■ **DATA EXTRACT**
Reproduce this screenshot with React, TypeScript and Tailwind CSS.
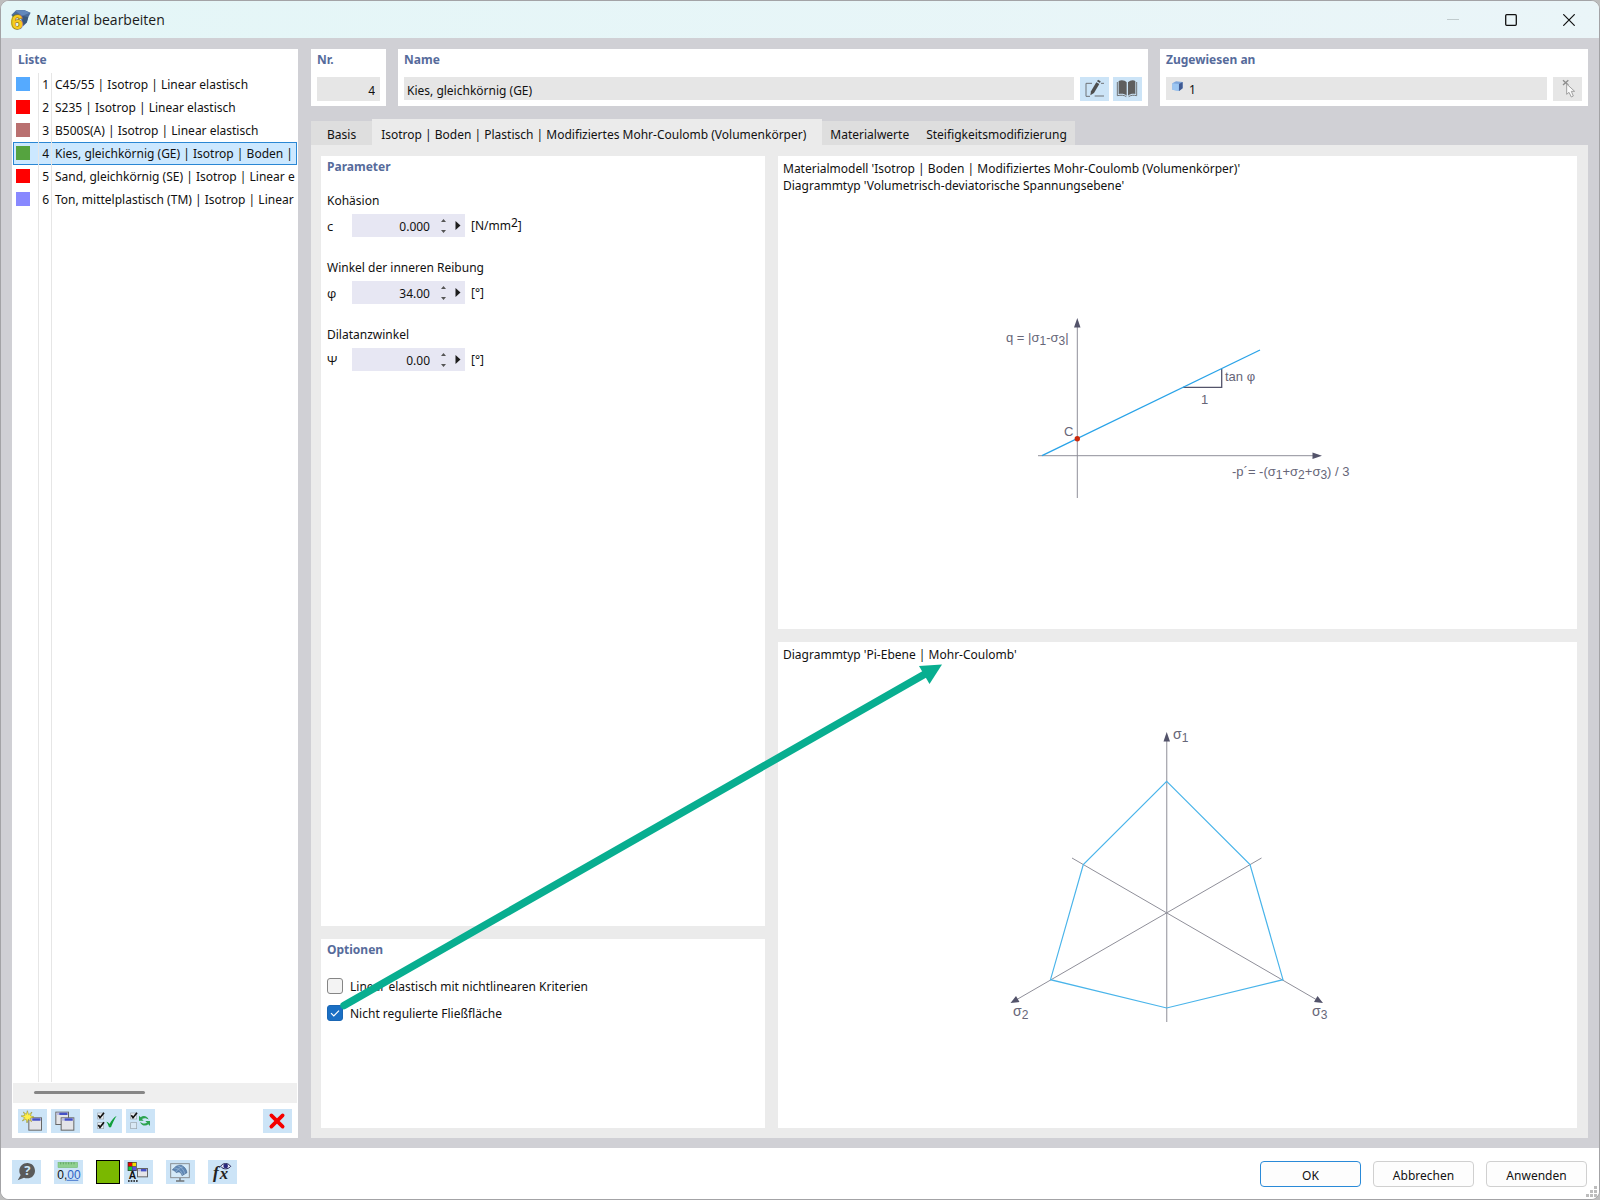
import { useState } from "react";
import type { ReactNode } from "react";
import clsx from "clsx";

const materials = [
  { id: 1, swatch: "bg-[#55aaff]", name: "C45/55 | Isotrop | Linear elastisch" },
  { id: 2, swatch: "bg-[#ff0000]", name: "S235 | Isotrop | Linear elastisch" },
  { id: 3, swatch: "bg-[#b97070]", name: "B500S(A) | Isotrop | Linear elastisch" },
  { id: 4, swatch: "bg-[#55a33f]", name: "Kies, gleichkörnig (GE) | Isotrop | Boden |" },
  { id: 5, swatch: "bg-[#ff0000]", name: "Sand, gleichkörnig (SE) | Isotrop | Linear e" },
  { id: 6, swatch: "bg-[#8888ff]", name: "Ton, mittelplastisch (TM) | Isotrop | Linear" },
];

const tabs = [
  { label: "Basis", className: "px-4" },
  { label: "Isotrop | Boden | Plastisch | Modifiziertes Mohr-Coulomb (Volumenkörper)", className: "pr-4 pl-[9px]" },
  { label: "Materialwerte", className: "px-2" },
  { label: "Steifigkeitsmodifizierung", className: "pr-2 pl-[9px]" },
];

const parameters = [
  { id: "cohesion", title: "Kohäsion", symbol: "c", value: "0.000", unit: <>[N/mm<span className="align-[3px] leading-none">2</span>]</> },
  { id: "friction", title: "Winkel der inneren Reibung", symbol: "φ", value: "34.00", unit: "[°]" },
  { id: "dilatancy", title: "Dilatanzwinkel", symbol: "Ψ", value: "0.00", unit: "[°]" },
];

function Heading({ children }: { children: ReactNode }) {
  return <h2 className="px-[6px] leading-[22px] font-bold text-[#566b9b]">{children}</h2>;
}

function IconButton({ label, disabled, children }: { label: string; disabled?: boolean; children: ReactNode }) {
  return (
    <button
      title={label}
      aria-label={label}
      disabled={disabled}
      className={clsx("h-6 w-[29px] shrink-0", disabled ? "bg-[#e6e6e6]" : "bg-[#cce4f7] hover:bg-[#b8daf5]")}
    >
      <svg viewBox="0 0 87 72" className="block h-6 w-[29px]">{children}</svg>
    </button>
  );
}

// Small window glyph used by several toolbar icons
function MiniWindow({ x, y, w = 41, h = 40 }: { x: number; y: number; w?: number; h?: number }) {
  return (
    <g>
      <rect x={x + 1.5} y={y + 1.5} width={w - 3} height={h - 3} fill="#e4e4e8" stroke="#666" strokeWidth="3" />
      <rect x={x + 3} y={y + 3} width={w - 6} height="7" fill="#b9bce0" />
      <rect x={x + 12} y={y + 3} width={w - 17} height="7" fill="#4450c6" />
    </g>
  );
}

function CheckedBox({ y }: { y: number }) {
  return (
    <g>
      <rect x="14" y={y + 1} width="18" height="18" fill="#e8eef3" stroke="#9aa3aa" strokeWidth="2" />
      <path d={`M16 ${y + 8} L21 ${y + 15} L33 ${y}`} fill="none" stroke="#111" strokeWidth="5" />
    </g>
  );
}

function AppIcon() {
  return (
    <svg viewBox="28 26 62 62" className="h-[21px] w-[21px] overflow-visible">
      <path d="M32 44 L46 30 L70 29 L89 37 L82 50 L78 66 L66 78 L60 52 L38 52 Z" fill="#4a6c9b" />
      <path d="M44 32 L70 29 L86 38 L64 46 Z" fill="#6288bb" />
      <path d="M64 46 L82 50 L77 66 L66 74 Z" fill="#3a5879" />
      <text x="32" y="86" fontSize="62" fontWeight="bold" fill="#f7ca1e" stroke="#8a7326" strokeWidth="4" paintOrder="stroke" className="font-['Liberation_Sans']">6</text>
    </svg>
  );
}

function TitleBar() {
  return (
    <header className="flex h-[37px] items-center gap-[5px] bg-linear-to-r from-[#e4f6f7] to-[#eaf5f8] pr-px pl-[9px] font-['Open_Sans'] text-[14px] text-[#1a1a1a]">
      <AppIcon />
      <h1 className="flex-1">Material bearbeiten</h1>
      <div className="flex">
        <button aria-label="Minimieren" disabled className="flex h-9 w-[58px] items-center justify-center">
          <svg viewBox="0 0 12 12" className="h-3 w-3"><path d="M0 5.5H12" stroke="#c0cbcd" /></svg>
        </button>
        <button aria-label="Maximieren" className="flex h-9 w-[58px] items-center justify-center">
          <svg viewBox="0 0 12 12" className="h-3 w-3"><rect x=".7" y=".7" width="10.6" height="10.6" rx="1" fill="none" stroke="#111" strokeWidth="1.3" /></svg>
        </button>
        <button aria-label="Schließen" className="flex h-9 w-[58px] items-center justify-center">
          <svg viewBox="0 0 12 12" className="h-3 w-3"><path d="M.3 .3 11.7 11.7M11.7 .3 .3 11.7" stroke="#111" strokeWidth="1.2" /></svg>
        </button>
      </div>
    </header>
  );
}

function MaterialList({ selected, onSelect }: { selected: number; onSelect: (id: number) => void }) {
  return (
    <aside className="flex flex-col bg-white">
      <Heading>Liste</Heading>
      <div className="mx-px mt-[2px] flex flex-1 flex-col">
        {materials.map((m) => (
          <button
            key={m.id}
            onClick={() => onSelect(m.id)}
            className={clsx(
              "flex h-[23px] w-full items-stretch border text-left",
              m.id === selected ? "border-[#2a87d4] bg-[#cce8ff]" : "border-transparent"
            )}
          >
            <span className="-my-px flex w-[25px] shrink-0 items-center border-r border-[#e6e6e6] pl-[2px]">
              <span className={clsx("mb-px h-[14px] w-[14px]", m.swatch)} />
            </span>
            <span className="-my-px w-[13px] shrink-0 border-r border-[#e6e6e6] pr-[2px] text-right leading-6">{m.id}</span>
            <span className="-my-px flex-1 overflow-hidden pl-[3px] leading-6 whitespace-nowrap">{m.name}</span>
          </button>
        ))}
        <div className="flex flex-1 pl-px">
          <div className="w-[25px] border-r border-[#e6e6e6]" />
          <div className="w-[13px] border-r border-[#e6e6e6]" />
        </div>
        <div className="mt-px flex h-5 items-center bg-[#efefef] pb-[2px] pl-[21px]">
          <div className="h-[3px] w-[111px] rounded-full bg-[#868686]" />
        </div>
      </div>
      <div className="flex gap-1 px-[6px] pt-[6px] pb-[5px]">
        <IconButton label="Neu">
          <MiniWindow x={31} y={25} />
          <path d="M28 5 L32 17 L42 9 L37 20 L48 24 L36 28 L41 38 L31 31 L27 42 L24 30 L13 36 L20 26 L9 21 L21 19 L16 9 L25 16 Z" fill="#fff04a" stroke="#8c8420" strokeWidth="1.5" />
        </IconButton>
        <IconButton label="Kopieren">
          <MiniWindow x={13} y={8} />
          <MiniWindow x={29} y={25} />
        </IconButton>
        <div className="w-[5px]" />
        <IconButton label="Alle auswählen">
          <CheckedBox y={11} />
          <CheckedBox y={40} />
          <path d="M40 38 C45 39 48 42 50 45 C54 36 60 27 71 20 C64 31 58 43 54 55 L48 55 C46 48 44 43 40 38 Z" fill="#12a03c" />
        </IconButton>
        <IconButton label="Auswahl umkehren">
          <CheckedBox y={11} />
          <rect x="14" y="41" width="18" height="18" fill="#d9e8f4" stroke="#9aa3aa" strokeWidth="2" />
          <path d="M39 20 L39 35 L53 35 L48 30 C54 26 62 27 68 32 C64 21 52 18 44 25 Z" fill="#2da350" />
          <path d="M72 51 L72 36 L58 36 L63 41 C57 45 48 44 42 38 C46 50 59 53 67 46 Z" fill="#2da350" />
        </IconButton>
        <div className="flex-1" />
        <IconButton label="Löschen">
          <path d="M25 19 L59 53 M59 19 L25 53" stroke="#f50000" strokeWidth="11" strokeLinecap="round" />
        </IconButton>
      </div>
    </aside>
  );
}

function HeaderFields() {
  return (
    <div className="flex gap-3">
      <section className="w-[75px] bg-white pb-[5px]">
        <Heading><label htmlFor="nr">Nr.</label></Heading>
        <div className="mt-[6px] flex px-[6px]">
          <input id="nr" readOnly defaultValue="4" className="h-6 w-full bg-[#e6e6e6] pt-[2px] pr-[5px] text-right outline-none" />
        </div>
      </section>
      <section className="min-w-0 flex-[750] bg-white pb-[5px]">
        <Heading><label htmlFor="name">Name</label></Heading>
        <div className="mt-[6px] flex gap-1 px-[6px]">
          <input id="name" readOnly defaultValue="Kies, gleichkörnig (GE)" className="mr-[2px] h-[23px] min-w-0 flex-1 bg-[#e6e6e6] pt-[3px] pl-[3px] outline-none" />
          <IconButton label="Bearbeiten">
            <path d="M36 19 H18 V58 H30" fill="none" stroke="#6f7377" strokeWidth="3" />
            <path d="M63 19 H72 M44 57 H72" stroke="#6f7377" strokeWidth="3" />
            <path d="M31 55 L33 43 L49 16 L58 21 L42 48 Z" fill="#4e4e4e" />
            <path d="M51 13 L54 8 L62 13 L60 18 Z" fill="#4e4e4e" />
          </IconButton>
          <IconButton label="Bibliothek">
            <path d="M17 12 C26 8 36 10 41 16 V56 C35 50 26 49 17 51 Z M45 16 C51 10 60 8 67 12 V51 C60 49 52 50 45 56 Z" fill="#5e5e5e" />
            <path d="M13 15 V56 C24 54 33 54 40 59 M71 15 V56 C62 54 54 54 47 59" fill="none" stroke="#5e5e5e" strokeWidth="2.500" />
          </IconButton>
        </div>
      </section>
      <section className="min-w-0 flex-[428] bg-white pb-[5px]">
        <Heading><label htmlFor="assigned">Zugewiesen an</label></Heading>
        <div className="mt-[6px] flex gap-[6px] px-[6px]">
          <div className="flex h-[23px] min-w-0 flex-1 bg-[#e6e6e6] pl-[6px]">
            <svg viewBox="0 0 30 30" className="mt-[4px] h-[11px] w-[11px]">
              <path d="M1 6 L11 1 L29 3 L29 20 L20 27 L1 24 Z" fill="#7ea6da" />
              <path d="M1 6 L19 8 V27 L1 24 Z" fill="#9cc6f2" />
              <path d="M19 8 L29 3 V20 L19 27 Z" fill="#405a92" />
            </svg>
            <input id="assigned" readOnly defaultValue="1" className="min-w-0 flex-1 pt-[3px] pl-[6px] outline-none" />
          </div>
          <IconButton label="Auswahl" disabled>
            <path d="M30 10 L46 24 M46 10 L30 24" stroke="#8d8d8d" strokeWidth="4" />
            <path d="M41 21 V52 L48 46 L55 60 L61 57 L55 43 L65 43 Z" fill="#fafafa" stroke="#a0a0a0" strokeWidth="3" />
          </IconButton>
        </div>
      </section>
    </div>
  );
}

function ParameterPanel() {
  return (
    <section className="bg-white">
      <Heading>Parameter</Heading>
      <div className="mt-3 flex flex-col gap-5 px-[6px]">
        {parameters.map((p) => (
          <div key={p.id}>
            <label htmlFor={p.id} className="block leading-[22px]">{p.title}</label>
            <div className="mt-[2px] flex h-[23px]">
              <span className="w-[25px] font-['Open_Sans'] text-[13px] leading-6">{p.symbol}</span>
              <div className="flex h-[23px] w-[113px] items-center bg-[#e7e7f3]">
                <input id={p.id} defaultValue={p.value} className="h-full w-[78px] pt-[2px] text-right outline-none" />
                <svg viewBox="0 0 35 23" className="h-[23px] w-[35px]">
                  <path d="M11 8 L13.500 5 L16 8 Z M11 16 L13.500 19 L16 16 Z" fill="#555" />
                  <path d="M25.500 7 L30.500 11.500 L25.500 16 Z" fill="#1d1d1d" />
                </svg>
              </div>
              <span className="ml-[6px] leading-6">{p.unit}</span>
            </div>
          </div>
        ))}
      </div>
    </section>
  );
}

function Option({ id, label, checked }: { id: string; label: string; checked?: boolean }) {
  return (
    <div className="flex h-[27px] items-center gap-[7px]">
      <span className="relative h-4 w-4">
        <input
          id={id}
          type="checkbox"
          defaultChecked={checked}
          className="peer block h-4 w-4 appearance-none rounded-[3px] border border-[#858585] bg-[#f3f3f3] checked:border-[#1a66b4] checked:bg-[#1a6fc4]"
        />
        <svg viewBox="0 0 16 16" className="pointer-events-none absolute inset-0 hidden h-4 w-4 peer-checked:block">
          <path d="M4 8.200 L6.800 11 L12 5.600" fill="none" stroke="#fff" strokeWidth="1.200" />
        </svg>
      </span>
      <label htmlFor={id} className="pt-[2px]">{label}</label>
    </div>
  );
}

function OptionsPanel() {
  return (
    <section className="bg-white">
      <Heading>Optionen</Heading>
      <div className="mt-[11px] px-[6px]">
        <Option id="linear" label="Linear elastisch mit nichtlinearen Kriterien" />
        <Option id="unregulated" label="Nicht regulierte Fließfläche" checked />
      </div>
    </section>
  );
}

// σ with an index; text after it goes back up to the baseline
function Sigma({ n, after }: { n: number; after?: string }) {
  return (
    <>
      σ<tspan dy="3" fontSize="12">{n}</tspan>
      {after && <tspan dy="-3">{after}</tspan>}
    </>
  );
}

function StressPlaneDiagram() {
  return (
    <svg viewBox="978 312 400 200" className="h-[200px] w-[400px] font-['Liberation_Sans'] text-[13px]" fill="#666678">
      <path d="M1077.300 325 V498 M1038 455.700 H1314" stroke="#8f8f99" />
      <path d="M1077.300 318 L1080.500 327.500 H1074 Z M1322 455.700 L1312.500 452.500 V459 Z" fill="#53536a" />
      <path d="M1183 387.300 H1221.700 V369" fill="none" stroke="#53536a" strokeWidth="1.300" />
      <path d="M1042 455.700 L1260 350" stroke="#29a3e8" strokeWidth="1.300" />
      <circle cx="1077.300" cy="438.700" r="2.700" fill="#cc2a0c" />
      <text x="1006" y="342">q = |<Sigma n={1} after="-" /><Sigma n={3} after="|" /></text>
      <text x="1064" y="436">C</text>
      <text x="1225" y="381">tan φ</text>
      <text x="1201" y="404">1</text>
      <text x="1232" y="476">-p´= -(<Sigma n={1} after="+" /><Sigma n={2} after="+" /><Sigma n={3} after=") / 3" /></text>
    </svg>
  );
}

function PiPlaneDiagram() {
  return (
    <svg viewBox="978 716 400 360" className="h-[360px] w-[400px] font-['Liberation_Sans'] text-[14px]" fill="#666678">
      <path d="M1166.700 738 V1022" stroke="#a8a8b0" strokeWidth="1.300" />
      <path d="M1261.500 858 L1016 1000 M1072 858 L1317 1000" stroke="#8f8f99" />
      <path d="M1166.700 732 L1170 741.500 H1163.500 Z M1010.500 1003 L1016 996 L1019.500 1002 Z M1323 1003 L1317.500 996 L1314 1002 Z" fill="#53536a" />
      <path d="M1166.700 781.300 L1250 864.500 L1283 979.700 L1166.700 1008 L1050.500 979.700 L1083.300 864.500 Z" fill="none" stroke="#49b4ea" strokeWidth="1.200" />
      <text x="1173" y="739"><Sigma n={1} /></text>
      <text x="1013" y="1016"><Sigma n={2} /></text>
      <text x="1312" y="1016"><Sigma n={3} /></text>
    </svg>
  );
}

function DiagramPanel({ lines, children }: { lines: string[]; children: ReactNode }) {
  return (
    <section className="flex flex-col bg-white">
      <div className="px-[5px] pt-1">
        {lines.map((line) => (
          <p key={line} className="leading-[17px]">{line}</p>
        ))}
      </div>
      <div className="flex flex-1 items-center justify-center">{children}</div>
    </section>
  );
}

function Footer() {
  return (
    <footer className="relative flex h-[51px] items-start bg-white pt-3 pr-3 pl-[11px]">
      <div className="flex flex-1 gap-[13px]">
        <IconButton label="Hilfe">
          <path d="M46 9 C60 9 69 20 69 32 C69 45 59 55 46 55 C42 55 39 54 36 53 L17 61 L26 45 C23 41 22 37 22 32 C22 19 33 9 46 9 Z" fill="#5a5a5a" />
          <text x="46" y="46" textAnchor="middle" fontSize="39" fontWeight="bold" fill="#cce4f7">?</text>
        </IconButton>
        <IconButton label="Einheiten">
          <rect x="12" y="7" width="59" height="16" fill="#8fd08f" stroke="#6cb56c" strokeWidth="1.500" />
          <path d="M20 7 V13 M28 7 V13 M36 7 V13 M44 7 V13 M52 7 V13 M60 7 V13" stroke="#4c8f4c" strokeWidth="2" />
          <text x="10" y="56" fontSize="36" fill="#111" className="font-['Liberation_Sans']">0,<tspan fill="#2d62c4">00</tspan></text>
          <path d="M38 61 H73" stroke="#2d62c4" strokeWidth="2.500" />
        </IconButton>
        <div className="flex gap-1">
          <button aria-label="Farbe" className="h-6 w-6 border border-black bg-[#7ab800]" />
          <IconButton label="Darstellung">
            <rect x="11" y="6" width="27" height="27" fill="#333" />
            <rect x="13" y="8" width="11" height="11" fill="#e00" />
            <rect x="25" y="8" width="11" height="11" fill="#f5dc00" />
            <rect x="13" y="20" width="11" height="11" fill="#12c83c" />
            <rect x="25" y="20" width="11" height="11" fill="#5a4de0" />
            <text x="14" y="58" fontSize="31" fontWeight="bold" fill="#111" className="font-['Liberation_Sans']">A</text>
            <path d="M12 63 H42" stroke="#111" strokeWidth="4" strokeDasharray="5 3" />
            <MiniWindow x={39} y={24} w={33} h={28} />
          </IconButton>
        </div>
        <IconButton label="Anzeige">
          <rect x="14" y="11" width="56" height="42" fill="#d4e9f8" stroke="#8a8f94" strokeWidth="3" />
          <path d="M42 54 V62 M30 63 H55" stroke="#6f7377" strokeWidth="4" />
          <path d="M19 30 C27 19 36 14 46 16 C56 20 62 29 63 38 L48 47 C46 38 40 33 31 38 C28 34 24 31 19 30 Z" fill="#5f87b5" stroke="#36567c" strokeWidth="1.500" />
          <path d="M24 24 C36 24 46 32 50 46 M34 17 C46 20 54 30 57 43 M30 36 C34 28 42 22 52 20" fill="none" stroke="#b7cfe6" strokeWidth="1.500" />
        </IconButton>
        <IconButton label="Formel">
          <text x="15" y="55" fontSize="52" fontStyle="italic" fontWeight="bold" fill="#222" className="font-['Liberation_Serif']">f</text>
          <text x="35" y="58" fontSize="50" fontStyle="italic" fontWeight="bold" fill="#222" className="font-['Liberation_Serif']">x</text>
          <path d="M38 19 C44 8 61 8 68 19 C61 29 45 29 38 19 Z" fill="#e8e8f8" stroke="#1d1d50" strokeWidth="3" />
          <circle cx="53" cy="18" r="7" fill="#28287c" />
        </IconButton>
      </div>
      <div className="flex gap-3 pt-px">
        <button className="h-[26px] w-[101px] rounded-[4px] border border-[#2a8ad8] bg-[#fdfdfd] pt-[3px]">OK</button>
        <button className="h-[26px] w-[101px] rounded-[4px] border border-[#d0d0d0] bg-[#fdfdfd] pt-[3px]">Abbrechen</button>
        <button className="h-[26px] w-[101px] rounded-[4px] border border-[#d0d0d0] bg-[#fdfdfd] pt-[3px]">Anwenden</button>
      </div>
      <svg viewBox="0 0 11 11" className="absolute right-[2px] bottom-[2px] h-[11px] w-[11px]" fill="#bdbdbd">
        <path d="M8 0h3v3h-3z M4 4h3v3h-3z M8 4h3v3h-3z M0 8h3v3h-3z M4 8h3v3h-3z M8 8h3v3h-3z" />
      </svg>
    </footer>
  );
}

export default function App() {
  const [selected, setSelected] = useState(4);
  const [activeTab, setActiveTab] = useState(1);

  return (
    <div className="min-h-screen bg-[#bdbdbd] font-['Noto_Sans','Open_Sans',sans-serif] text-[12px] text-[#111]">
      <div className="relative flex min-h-screen flex-col overflow-hidden rounded-[9px] border border-[#a3a3a6] bg-white">
        <TitleBar />
        <main className="grid flex-1 grid-cols-[286px_1fr] gap-[13px] bg-[#d0d0d5] px-[11px] pt-[11px] pb-[10px]">
          <MaterialList selected={selected} onSelect={setSelected} />
          <div className="flex min-w-0 flex-col">
            <HeaderFields />
            <div role="tablist" className="mt-[13px] flex h-[26px] items-end">
              {tabs.map((tab, i) => (
                <button
                  key={tab.label}
                  role="tab"
                  aria-selected={i === activeTab}
                  onClick={() => setActiveTab(i)}
                  className={clsx(
                    "whitespace-nowrap",
                    i === activeTab ? "h-[26px] bg-[#ebebeb] pt-[5px]" : "h-6 bg-[#dedede] pt-[3px]",
                    tab.className
                  )}
                >
                  {tab.label}
                </button>
              ))}
            </div>
            <div className="grid flex-1 grid-cols-[444fr_799fr] gap-[13px] bg-[#ebebeb] pt-[11px] pr-[11px] pb-[10px] pl-[10px]">
              <div className="grid grid-rows-[770fr_189fr] gap-[13px]">
                <ParameterPanel />
                <OptionsPanel />
              </div>
              <div className="grid grid-rows-[473fr_486fr] gap-[13px]">
                <DiagramPanel
                  lines={[
                    "Materialmodell 'Isotrop | Boden | Modifiziertes Mohr-Coulomb (Volumenkörper)'",
                    "Diagrammtyp 'Volumetrisch-deviatorische Spannungsebene'",
                  ]}
                >
                  <StressPlaneDiagram />
                </DiagramPanel>
                <DiagramPanel lines={["Diagrammtyp 'Pi-Ebene | Mohr-Coulomb'"]}>
                  <PiPlaneDiagram />
                </DiagramPanel>
              </div>
            </div>
          </div>
        </main>
        <Footer />
        {/* Callout from the option to the diagram it changes */}
        <svg viewBox="1 1 1598 1198" preserveAspectRatio="none" className="pointer-events-none absolute inset-0 h-full w-full">
          <path d="M344 1005.500 L925 674" stroke="#08ae90" strokeWidth="7.500" strokeLinecap="round" />
          <path d="M942 664.500 L919 666 L929.500 684 Z" fill="#08ae90" />
        </svg>
      </div>
    </div>
  );
}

■ **JOB**
Copy out every line of the data that includes the word "with".

■ **EXPECTED ANSWER**
Reproduce this screenshot with React, TypeScript and Tailwind CSS.
// σ with an index; text after it goes back up to the baseline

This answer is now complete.